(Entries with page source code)
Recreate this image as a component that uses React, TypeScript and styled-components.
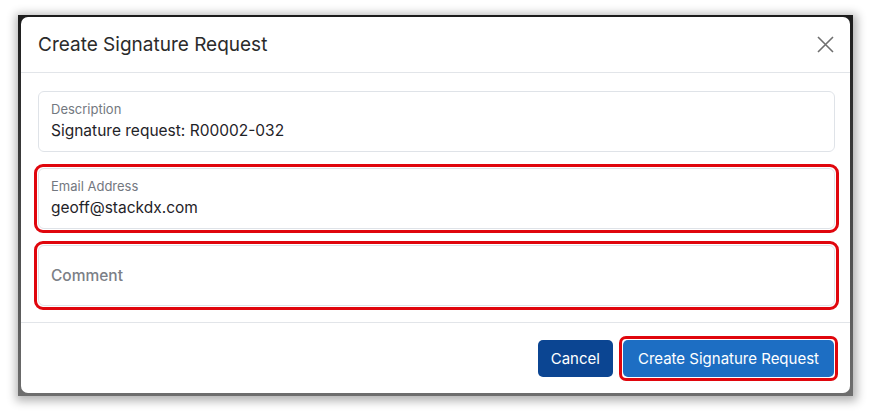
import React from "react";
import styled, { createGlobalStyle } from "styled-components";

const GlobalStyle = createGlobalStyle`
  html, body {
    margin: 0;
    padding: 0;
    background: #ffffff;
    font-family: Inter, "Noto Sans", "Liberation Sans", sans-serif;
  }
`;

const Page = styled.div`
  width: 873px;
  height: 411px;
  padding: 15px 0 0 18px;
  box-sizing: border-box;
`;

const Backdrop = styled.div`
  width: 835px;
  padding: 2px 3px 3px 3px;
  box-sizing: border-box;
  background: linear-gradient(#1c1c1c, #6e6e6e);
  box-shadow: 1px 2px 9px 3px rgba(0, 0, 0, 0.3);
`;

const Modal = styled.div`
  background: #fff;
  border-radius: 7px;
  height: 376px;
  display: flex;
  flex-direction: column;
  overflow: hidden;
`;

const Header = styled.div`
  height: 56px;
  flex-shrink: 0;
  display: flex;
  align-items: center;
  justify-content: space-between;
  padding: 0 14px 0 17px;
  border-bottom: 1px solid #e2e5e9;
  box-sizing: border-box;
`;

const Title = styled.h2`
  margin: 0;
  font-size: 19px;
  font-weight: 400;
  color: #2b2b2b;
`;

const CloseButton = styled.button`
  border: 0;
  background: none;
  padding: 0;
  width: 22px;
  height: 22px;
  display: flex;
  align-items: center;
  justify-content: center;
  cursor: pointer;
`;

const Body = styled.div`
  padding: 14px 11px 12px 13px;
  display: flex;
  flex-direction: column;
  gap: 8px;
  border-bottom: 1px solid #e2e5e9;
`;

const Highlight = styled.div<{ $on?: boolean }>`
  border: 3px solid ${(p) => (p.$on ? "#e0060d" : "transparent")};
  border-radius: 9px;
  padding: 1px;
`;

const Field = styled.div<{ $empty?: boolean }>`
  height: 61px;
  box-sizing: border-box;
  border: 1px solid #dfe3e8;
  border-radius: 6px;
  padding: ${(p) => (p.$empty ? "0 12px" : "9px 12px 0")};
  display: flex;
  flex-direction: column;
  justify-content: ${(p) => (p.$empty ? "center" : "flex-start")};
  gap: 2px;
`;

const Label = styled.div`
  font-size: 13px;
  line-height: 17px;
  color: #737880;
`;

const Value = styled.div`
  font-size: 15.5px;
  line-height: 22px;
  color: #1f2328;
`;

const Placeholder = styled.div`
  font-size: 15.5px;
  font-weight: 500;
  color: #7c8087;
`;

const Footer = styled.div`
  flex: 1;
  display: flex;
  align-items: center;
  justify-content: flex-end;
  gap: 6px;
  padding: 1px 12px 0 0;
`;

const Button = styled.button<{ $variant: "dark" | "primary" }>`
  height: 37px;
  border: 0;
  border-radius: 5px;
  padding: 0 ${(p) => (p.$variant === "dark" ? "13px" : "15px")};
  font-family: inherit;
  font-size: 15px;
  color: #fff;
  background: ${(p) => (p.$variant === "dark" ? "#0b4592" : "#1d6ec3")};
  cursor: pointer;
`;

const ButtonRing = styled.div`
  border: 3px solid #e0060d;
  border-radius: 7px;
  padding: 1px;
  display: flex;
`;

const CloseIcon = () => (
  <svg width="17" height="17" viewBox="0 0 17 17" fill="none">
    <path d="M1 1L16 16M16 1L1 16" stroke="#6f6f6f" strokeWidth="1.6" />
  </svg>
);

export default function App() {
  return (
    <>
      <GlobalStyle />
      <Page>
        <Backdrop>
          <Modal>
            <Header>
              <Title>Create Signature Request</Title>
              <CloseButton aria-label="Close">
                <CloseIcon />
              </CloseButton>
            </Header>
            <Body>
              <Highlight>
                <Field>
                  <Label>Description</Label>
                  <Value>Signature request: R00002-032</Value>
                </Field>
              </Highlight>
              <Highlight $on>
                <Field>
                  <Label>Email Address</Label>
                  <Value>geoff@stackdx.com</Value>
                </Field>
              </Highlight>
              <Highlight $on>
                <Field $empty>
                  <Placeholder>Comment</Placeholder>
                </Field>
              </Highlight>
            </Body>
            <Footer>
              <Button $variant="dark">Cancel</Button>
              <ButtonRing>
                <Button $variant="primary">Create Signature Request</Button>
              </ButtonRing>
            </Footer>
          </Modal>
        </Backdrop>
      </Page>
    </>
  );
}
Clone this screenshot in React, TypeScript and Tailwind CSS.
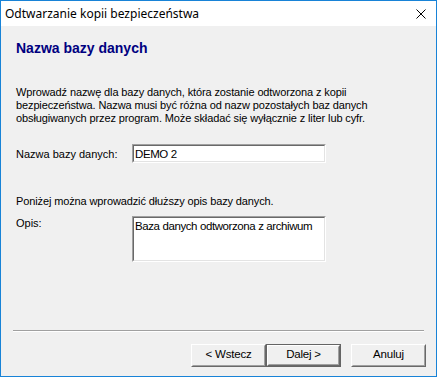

**Goal:** Make a verbatim copy of all the entries and strip out the pictures.

**Output of the exercise:**
Recreate this image as a component that uses React, TypeScript and styled-components.
import React from "react";
import styled, { createGlobalStyle } from "styled-components";

const GlobalStyle = createGlobalStyle`
  html, body {
    margin: 0;
    padding: 0;
    background: #ffffff;
    font-family: Inter, "Noto Sans", "Liberation Sans", sans-serif;
  }
`;

const Page = styled.div`
  width: 873px;
  height: 411px;
  padding: 15px 0 0 18px;
  box-sizing: border-box;
`;

const Backdrop = styled.div`
  width: 835px;
  padding: 2px 3px 3px 3px;
  box-sizing: border-box;
  background: linear-gradient(#1c1c1c, #6e6e6e);
  box-shadow: 1px 2px 9px 3px rgba(0, 0, 0, 0.3);
`;

const Modal = styled.div`
  background: #fff;
  border-radius: 7px;
  height: 376px;
  display: flex;
  flex-direction: column;
  overflow: hidden;
`;

const Header = styled.div`
  height: 56px;
  flex-shrink: 0;
  display: flex;
  align-items: center;
  justify-content: space-between;
  padding: 0 14px 0 17px;
  border-bottom: 1px solid #e2e5e9;
  box-sizing: border-box;
`;

const Title = styled.h2`
  margin: 0;
  font-size: 19px;
  font-weight: 400;
  color: #2b2b2b;
`;

const CloseButton = styled.button`
  border: 0;
  background: none;
  padding: 0;
  width: 22px;
  height: 22px;
  display: flex;
  align-items: center;
  justify-content: center;
  cursor: pointer;
`;

const Body = styled.div`
  padding: 14px 11px 12px 13px;
  display: flex;
  flex-direction: column;
  gap: 8px;
  border-bottom: 1px solid #e2e5e9;
`;

const Highlight = styled.div<{ $on?: boolean }>`
  border: 3px solid ${(p) => (p.$on ? "#e0060d" : "transparent")};
  border-radius: 9px;
  padding: 1px;
`;

const Field = styled.div<{ $empty?: boolean }>`
  height: 61px;
  box-sizing: border-box;
  border: 1px solid #dfe3e8;
  border-radius: 6px;
  padding: ${(p) => (p.$empty ? "0 12px" : "9px 12px 0")};
  display: flex;
  flex-direction: column;
  justify-content: ${(p) => (p.$empty ? "center" : "flex-start")};
  gap: 2px;
`;

const Label = styled.div`
  font-size: 13px;
  line-height: 17px;
  color: #737880;
`;

const Value = styled.div`
  font-size: 15.5px;
  line-height: 22px;
  color: #1f2328;
`;

const Placeholder = styled.div`
  font-size: 15.5px;
  font-weight: 500;
  color: #7c8087;
`;

const Footer = styled.div`
  flex: 1;
  display: flex;
  align-items: center;
  justify-content: flex-end;
  gap: 6px;
  padding: 1px 12px 0 0;
`;

const Button = styled.button<{ $variant: "dark" | "primary" }>`
  height: 37px;
  border: 0;
  border-radius: 5px;
  padding: 0 ${(p) => (p.$variant === "dark" ? "13px" : "15px")};
  font-family: inherit;
  font-size: 15px;
  color: #fff;
  background: ${(p) => (p.$variant === "dark" ? "#0b4592" : "#1d6ec3")};
  cursor: pointer;
`;

const ButtonRing = styled.div`
  border: 3px solid #e0060d;
  border-radius: 7px;
  padding: 1px;
  display: flex;
`;

const CloseIcon = () => (
  <svg width="17" height="17" viewBox="0 0 17 17" fill="none">
    <path d="M1 1L16 16M16 1L1 16" stroke="#6f6f6f" strokeWidth="1.6" />
  </svg>
);

export default function App() {
  return (
    <>
      <GlobalStyle />
      <Page>
        <Backdrop>
          <Modal>
            <Header>
              <Title>Create Signature Request</Title>
              <CloseButton aria-label="Close">
                <CloseIcon />
              </CloseButton>
            </Header>
            <Body>
              <Highlight>
                <Field>
                  <Label>Description</Label>
                  <Value>Signature request: R00002-032</Value>
                </Field>
              </Highlight>
              <Highlight $on>
                <Field>
                  <Label>Email Address</Label>
                  <Value>geoff@stackdx.com</Value>
                </Field>
              </Highlight>
              <Highlight $on>
                <Field $empty>
                  <Placeholder>Comment</Placeholder>
                </Field>
              </Highlight>
            </Body>
            <Footer>
              <Button $variant="dark">Cancel</Button>
              <ButtonRing>
                <Button $variant="primary">Create Signature Request</Button>
              </ButtonRing>
            </Footer>
          </Modal>
        </Backdrop>
      </Page>
    </>
  );
}
Clone this screenshot in React, TypeScript and Tailwind CSS.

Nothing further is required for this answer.